Conesa emphasized that the Cuban regime, instead of addressing the use of narcotics and alcohol as a public health issue, exploits it as an argument to justify repression and discredit the protests.
“The argument is that those who use these substances are prone to engaging in demonstrations that ‘disrupt public order’ or ‘commit crimes against State Security,’” he said.
“It’s nothing new that they want to twist the reasons behind the pot-banging protests,” Yanisey Travieso, a neighbor from Dolores, told Diario de Cuba. “They no longer know how to label those of us who are protesting against the prolonged blackouts and the country’s overall situation. They’ve called us everything from drunks to rabble.”
Travieso explained that her husband was beaten and accused of “disturbing the peace” after he went out on an urgent errand at midnight. She further detailed that whenever the Cuban regime has to cover the protests on its news broadcasts, it always shows “drunks, drug addicts, and criminals with extensive criminal records — or citizens ‘misled by the enemy’ and by the independent press,” used as a pretext to send the police to patrol at night and crack down on the protests.
Travieso stressed that anyone who, for whatever reason, is out at night or in the early morning hours during blackouts is subject to being approached by Cuban law enforcement and potentially branded a “public order offender.”
“These are not isolated incidents.
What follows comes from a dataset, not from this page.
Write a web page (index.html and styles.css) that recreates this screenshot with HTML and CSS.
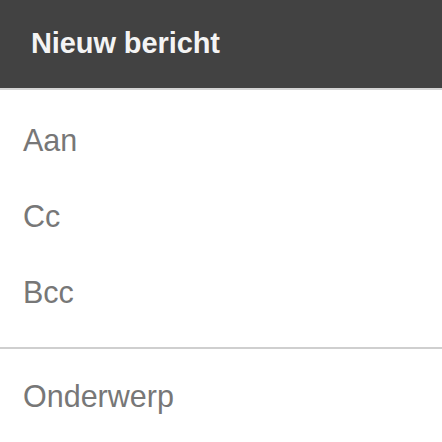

It is a new form of police repression that leaves you with no options: on the one hand, crime and social violence, and on the other, unscrupulous police repression that resorts to brute force and lies,” Travieso denounced.
“People are too scared to even go out and take out the trash, because they might accuse you of trying to set fire to the mountains of trash in your neighborhood,” Alexander Vizcaíno, a resident of the Belén People’s Council, said, detailing that he was accused of trying to burn trash and damage an underground cable line.
“I went out to take out the trash and ended up at the police station, badly beaten and accused of I don’t know how many crimes. The fact that I wasn’t carrying my ID card set everything off, even though two neighbors told the officers that I was from the neighborhood,” Vizcaino recounted.
“They turned a deaf ear, threatened the two neighbors, and when I protested, the beating began — and with great viciousness,” he continued. “I took it personally, very personally. I’ve never been involved in anything political, but since that day I haven’t stopped banging pots and sharing every protest and every demonstration in Cuba on my social media.”
“There are those who claim that the end of the government is near, and I believe it, because this sort of ‘curfew’ seems, as the saying goes, like one of the last death throes of a hanged man,” Vizcaíno concluded.